# Start of Supplied information
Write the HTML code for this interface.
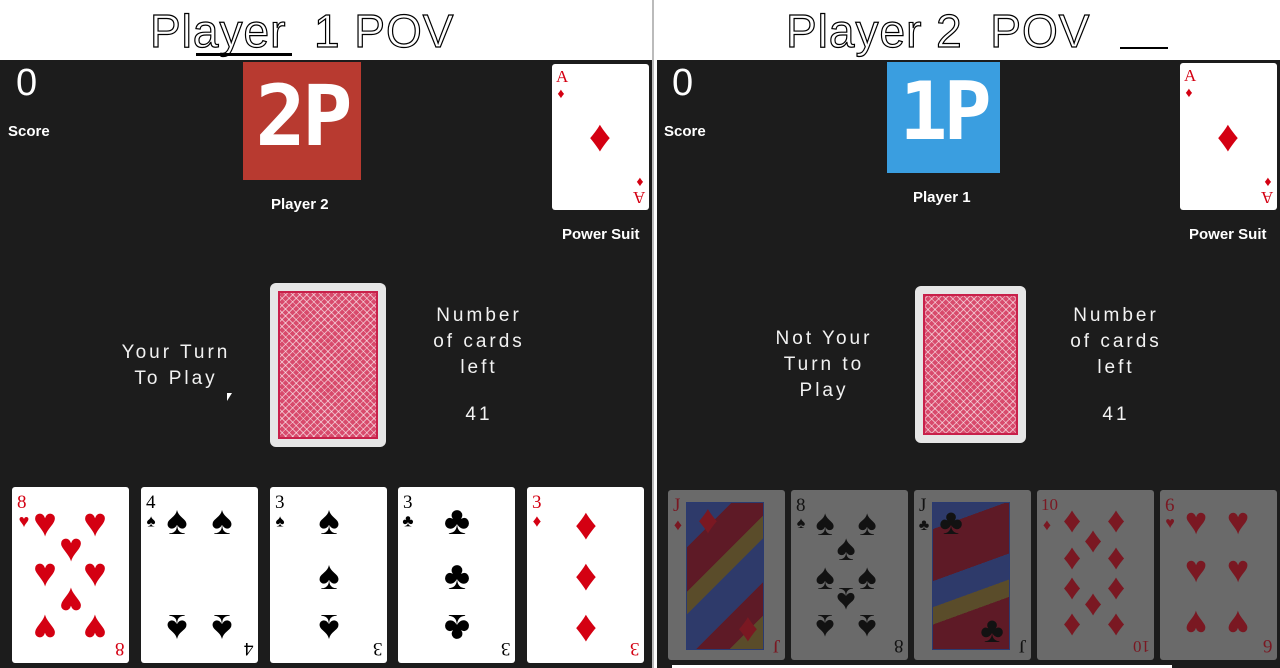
<!DOCTYPE html>
<html><head><meta charset="utf-8"><style>
*{margin:0;padding:0;box-sizing:border-box}
body{width:1280px;height:668px;background:#fff;position:relative;overflow:hidden;font-family:"Liberation Sans","DejaVu Sans",sans-serif}
.a{position:absolute}
.panel{position:absolute;top:60px;height:608px;background:#1c1c1c}
.title{position:absolute;top:4px;font-size:46px;color:#fff;-webkit-text-stroke:1.2px #000;letter-spacing:1px;white-space:nowrap}
.zero{position:absolute;top:62px;font-size:38px;color:#fff;font-weight:300}
.lbl{position:absolute;font-size:15px;font-weight:bold;color:#fff;white-space:nowrap}
.thin{position:absolute;color:#f2f2f2;font-size:19px;letter-spacing:3px;line-height:26px;text-align:center;white-space:nowrap}
.card{position:absolute;background:#fff;border-radius:3px;overflow:hidden}
.card span{position:absolute;transform:translate(-50%,-50%);line-height:1}
.r{color:#d40012}.k{color:#000}
.rk{position:absolute;font-size:19px;line-height:1;font-family:"Liberation Serif",serif}
.dim{background:#6a6a6a}
.dim .r{color:#7a1822}.dim .k{color:#121212}
.back{position:absolute;background:#e6e6e6;border-radius:6px}
.back div{position:absolute;left:8px;top:8px;right:8px;bottom:8px;border:2px solid #c8204a;background-color:#d84a6c;background-image:repeating-linear-gradient(45deg,transparent 0 4px,rgba(255,255,255,.55) 4px 5px),repeating-linear-gradient(-45deg,transparent 0 4px,rgba(255,255,255,.55) 4px 5px)}
.face{position:absolute;left:18px;top:12px;width:78px;height:148px;border:1px solid #2a3a70;background:linear-gradient(135deg,#2e3a6a 0 20%,#5e1a26 20% 40%,#5a4c2a 40% 50%,#2e3a6a 50% 70%,#5e1a26 70% 85%,#5a4c2a 85%)}
</style></head><body>

<div class="title" style="left:150px">Player&nbsp; 1 POV</div>
<div class="title" style="left:786px">Player 2&nbsp; POV</div>
<div class="a" style="left:196px;top:53px;width:96px;height:3px;background:#000"></div>
<div class="a" style="left:1120px;top:47px;width:48px;height:2px;background:#000"></div>

<div class="panel" style="left:0;width:652px"></div>
<div class="a" style="left:652px;top:0;width:2px;height:668px;background:#bbb"></div>
<div class="zero" style="left:16px">0</div>
<div class="lbl" style="left:8px;top:123px">Score</div>
<div class="a" style="left:243px;top:62px;width:118px;height:118px;background:#b83a30"></div>
<div class="a" style="left:243px;top:74px;width:118px;text-align:center;color:#fff;font:bold 84px/1 'DejaVu Sans Mono',monospace;letter-spacing:-4px">2P</div>
<div class="lbl" style="left:271px;top:196px">Player 2</div>
<div class="card" style="left:552px;top:64px;width:97px;height:146px">
 <div class="rk r" style="left:4px;top:4px;font-size:17px">A</div><span class="r" style="left:9px;top:29px;font-size:14px">♦</span>
 <span class="r" style="left:48px;top:73px;font-size:44px">♦</span>
 <div class="rk r" style="right:4px;bottom:4px;font-size:17px;transform:rotate(180deg)">A</div><span class="r" style="left:88px;top:117px;font-size:14px">♦</span>
</div>
<div class="lbl" style="left:562px;top:226px">Power Suit</div>
<div class="thin" style="left:106px;top:340px;width:140px">Your Turn<br>To Play</div>
<div class="a" style="left:227px;top:393px;width:0;height:0;border-left:5px solid #fff;border-bottom:8px solid transparent"></div>
<div class="back" style="left:270px;top:283px;width:116px;height:164px"><div></div></div>
<div class="thin" style="left:409px;top:303px;width:140px">Number<br>of cards<br>left</div>
<div class="thin" style="left:409px;top:402px;width:140px">41</div>

<div class="card" style="left:12px;top:487px;width:117px;height:176px;font-size:40px">
 <div class="rk r" style="left:5px;top:6px">8</div><span class="r" style="left:12px;top:34px;font-size:18px">♥</span>
 <span class="r" style="left:33px;top:36px">♥</span><span class="r" style="left:83px;top:36px">♥</span>
 <span class="r" style="left:59px;top:61px">♥</span>
 <span class="r" style="left:33px;top:86px">♥</span><span class="r" style="left:83px;top:86px">♥</span>
 <span class="r" style="left:59px;top:114px;transform:translate(-50%,-50%) rotate(180deg)">♥</span>
 <span class="r" style="left:33px;top:141px;transform:translate(-50%,-50%) rotate(180deg)">♥</span><span class="r" style="left:83px;top:141px;transform:translate(-50%,-50%) rotate(180deg)">♥</span>
 <div class="rk r" style="right:5px;bottom:5px;transform:rotate(180deg)">8</div>
</div>
<div class="card" style="left:141px;top:487px;width:117px;height:176px;font-size:40px">
 <div class="rk k" style="left:5px;top:6px">4</div><span class="k" style="left:10px;top:34px;font-size:17px">♠</span>
 <span class="k" style="left:36px;top:34px">♠</span><span class="k" style="left:81px;top:34px">♠</span>
 <span class="k" style="left:36px;top:141px;transform:translate(-50%,-50%) rotate(180deg)">♠</span><span class="k" style="left:81px;top:141px;transform:translate(-50%,-50%) rotate(180deg)">♠</span>
 <div class="rk k" style="right:5px;bottom:5px;transform:rotate(180deg)">4</div>
</div>
<div class="card" style="left:270px;top:487px;width:117px;height:176px;font-size:40px">
 <div class="rk k" style="left:5px;top:6px">3</div><span class="k" style="left:10px;top:34px;font-size:17px">♠</span>
 <span class="k" style="left:59px;top:34px">♠</span><span class="k" style="left:59px;top:89px">♠</span>
 <span class="k" style="left:59px;top:141px;transform:translate(-50%,-50%) rotate(180deg)">♠</span>
 <div class="rk k" style="right:5px;bottom:5px;transform:rotate(180deg)">3</div>
</div>
<div class="card" style="left:398px;top:487px;width:117px;height:176px;font-size:40px">
 <div class="rk k" style="left:5px;top:6px">3</div><span class="k" style="left:10px;top:34px;font-size:17px">♣</span>
 <span class="k" style="left:59px;top:34px">♣</span><span class="k" style="left:59px;top:89px">♣</span>
 <span class="k" style="left:59px;top:141px;transform:translate(-50%,-50%) rotate(180deg)">♣</span>
 <div class="rk k" style="right:5px;bottom:5px;transform:rotate(180deg)">3</div>
</div>
<div class="card" style="left:527px;top:487px;width:117px;height:176px;font-size:44px">
 <div class="rk r" style="left:5px;top:6px">3</div><span class="r" style="left:10px;top:34px;font-size:17px">♦</span>
 <span class="r" style="left:59px;top:38px">♦</span><span class="r" style="left:59px;top:89px">♦</span><span class="r" style="left:59px;top:140px">♦</span>
 <div class="rk r" style="right:5px;bottom:5px;transform:rotate(180deg)">3</div>
</div>

<div class="panel" style="left:657px;width:623px"></div>
<div class="zero" style="left:672px">0</div>
<div class="lbl" style="left:664px;top:123px">Score</div>
<div class="a" style="left:887px;top:62px;width:113px;height:111px;background:#3a9ee0"></div>
<div class="a" style="left:887px;top:72px;width:113px;text-align:center;color:#fff;font:bold 80px/1 'DejaVu Sans Mono',monospace;letter-spacing:-4px">1P</div>
<div class="lbl" style="left:913px;top:189px">Player 1</div>
<div class="card" style="left:1180px;top:63px;width:97px;height:147px">
 <div class="rk r" style="left:4px;top:4px;font-size:17px">A</div><span class="r" style="left:9px;top:29px;font-size:14px">♦</span>
 <span class="r" style="left:48px;top:74px;font-size:44px">♦</span>
 <div class="rk r" style="right:4px;bottom:4px;font-size:17px;transform:rotate(180deg)">A</div><span class="r" style="left:88px;top:118px;font-size:14px">♦</span>
</div>
<div class="lbl" style="left:1189px;top:226px">Power Suit</div>
<div class="thin" style="left:754px;top:326px;width:140px">Not Your<br>Turn to<br>Play</div>
<div class="back" style="left:915px;top:286px;width:111px;height:157px"><div></div></div>
<div class="thin" style="left:1046px;top:303px;width:140px">Number<br>of cards<br>left</div>
<div class="thin" style="left:1046px;top:402px;width:140px">41</div>

<div class="card dim" style="left:668px;top:490px;width:117px;height:170px;font-size:40px">
 <div class="face"></div>
 <div class="rk r" style="left:5px;top:6px">J</div><span class="r" style="left:10px;top:36px;font-size:16px">♦</span>
 <span class="r" style="left:40px;top:30px">♦</span><span class="r" style="left:80px;top:138px">♦</span>
 <div class="rk r" style="right:5px;bottom:5px;transform:rotate(180deg)">J</div>
</div>
<div class="card dim" style="left:791px;top:490px;width:117px;height:170px;font-size:36px">
 <div class="rk k" style="left:5px;top:6px">8</div><span class="k" style="left:10px;top:34px;font-size:16px">♠</span>
 <span class="k" style="left:34px;top:33px">♠</span><span class="k" style="left:76px;top:33px">♠</span>
 <span class="k" style="left:55px;top:58px">♠</span>
 <span class="k" style="left:34px;top:87px">♠</span><span class="k" style="left:76px;top:87px">♠</span>
 <span class="k" style="left:55px;top:110px;transform:translate(-50%,-50%) rotate(180deg)">♠</span>
 <span class="k" style="left:34px;top:137px;transform:translate(-50%,-50%) rotate(180deg)">♠</span><span class="k" style="left:76px;top:137px;transform:translate(-50%,-50%) rotate(180deg)">♠</span>
 <div class="rk k" style="right:5px;bottom:5px;transform:rotate(180deg)">8</div>
</div>
<div class="card dim" style="left:914px;top:490px;width:117px;height:170px;font-size:36px">
 <div class="face" style="background:linear-gradient(160deg,#2e3a6a 0 15%,#5e1a26 15% 45%,#2e3a6a 45% 60%,#5a4c2a 60% 70%,#5e1a26 70%)"></div>
 <div class="rk k" style="left:5px;top:6px">J</div><span class="k" style="left:10px;top:36px;font-size:16px">♣</span>
 <span class="k" style="left:37px;top:32px">♣</span><span class="k" style="left:78px;top:140px">♣</span>
 <div class="rk k" style="right:5px;bottom:5px;transform:rotate(180deg)">J</div>
</div>
<div class="card dim" style="left:1037px;top:490px;width:117px;height:170px;font-size:36px">
 <div class="rk r" style="left:4px;top:6px;font-size:17px">10</div><span class="r" style="left:10px;top:36px;font-size:16px">♦</span>
 <span class="r" style="left:35px;top:30px">♦</span><span class="r" style="left:79px;top:30px">♦</span>
 <span class="r" style="left:56px;top:50px">♦</span>
 <span class="r" style="left:35px;top:67px">♦</span><span class="r" style="left:79px;top:67px">♦</span>
 <span class="r" style="left:35px;top:97px">♦</span><span class="r" style="left:79px;top:97px">♦</span>
 <span class="r" style="left:56px;top:113px">♦</span>
 <span class="r" style="left:35px;top:133px">♦</span><span class="r" style="left:79px;top:133px">♦</span>
 <div class="rk r" style="right:4px;bottom:5px;font-size:17px;transform:rotate(180deg)">10</div>
</div>
<div class="card dim" style="left:1160px;top:490px;width:117px;height:170px;font-size:38px">
 <div class="rk r" style="left:5px;top:6px">6</div><span class="r" style="left:10px;top:34px;font-size:16px">♥</span>
 <span class="r" style="left:36px;top:32px">♥</span><span class="r" style="left:78px;top:32px">♥</span>
 <span class="r" style="left:36px;top:80px">♥</span><span class="r" style="left:78px;top:80px">♥</span>
 <span class="r" style="left:36px;top:133px;transform:translate(-50%,-50%) rotate(180deg)">♥</span><span class="r" style="left:78px;top:133px;transform:translate(-50%,-50%) rotate(180deg)">♥</span>
 <div class="rk r" style="right:5px;bottom:5px;transform:rotate(180deg)">6</div>
</div>
<div class="a" style="left:672px;top:665px;width:500px;height:3px;background:#fff"></div>
</body></html>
# End of Supplied information
Set task
Your task is to restate word for word the lines from the top of the data to the line containing "</style></head><body>", both ends included, with every picture left out.

Output of the exercise
Write the HTML code for this interface.
<!DOCTYPE html>
<html><head><meta charset="utf-8"><style>
*{margin:0;padding:0;box-sizing:border-box}
body{width:1280px;height:668px;background:#fff;position:relative;overflow:hidden;font-family:"Liberation Sans","DejaVu Sans",sans-serif}
.a{position:absolute}
.panel{position:absolute;top:60px;height:608px;background:#1c1c1c}
.title{position:absolute;top:4px;font-size:46px;color:#fff;-webkit-text-stroke:1.2px #000;letter-spacing:1px;white-space:nowrap}
.zero{position:absolute;top:62px;font-size:38px;color:#fff;font-weight:300}
.lbl{position:absolute;font-size:15px;font-weight:bold;color:#fff;white-space:nowrap}
.thin{position:absolute;color:#f2f2f2;font-size:19px;letter-spacing:3px;line-height:26px;text-align:center;white-space:nowrap}
.card{position:absolute;background:#fff;border-radius:3px;overflow:hidden}
.card span{position:absolute;transform:translate(-50%,-50%);line-height:1}
.r{color:#d40012}.k{color:#000}
.rk{position:absolute;font-size:19px;line-height:1;font-family:"Liberation Serif",serif}
.dim{background:#6a6a6a}
.dim .r{color:#7a1822}.dim .k{color:#121212}
.back{position:absolute;background:#e6e6e6;border-radius:6px}
.back div{position:absolute;left:8px;top:8px;right:8px;bottom:8px;border:2px solid #c8204a;background-color:#d84a6c;background-image:repeating-linear-gradient(45deg,transparent 0 4px,rgba(255,255,255,.55) 4px 5px),repeating-linear-gradient(-45deg,transparent 0 4px,rgba(255,255,255,.55) 4px 5px)}
.face{position:absolute;left:18px;top:12px;width:78px;height:148px;border:1px solid #2a3a70;background:linear-gradient(135deg,#2e3a6a 0 20%,#5e1a26 20% 40%,#5a4c2a 40% 50%,#2e3a6a 50% 70%,#5e1a26 70% 85%,#5a4c2a 85%)}
</style></head><body>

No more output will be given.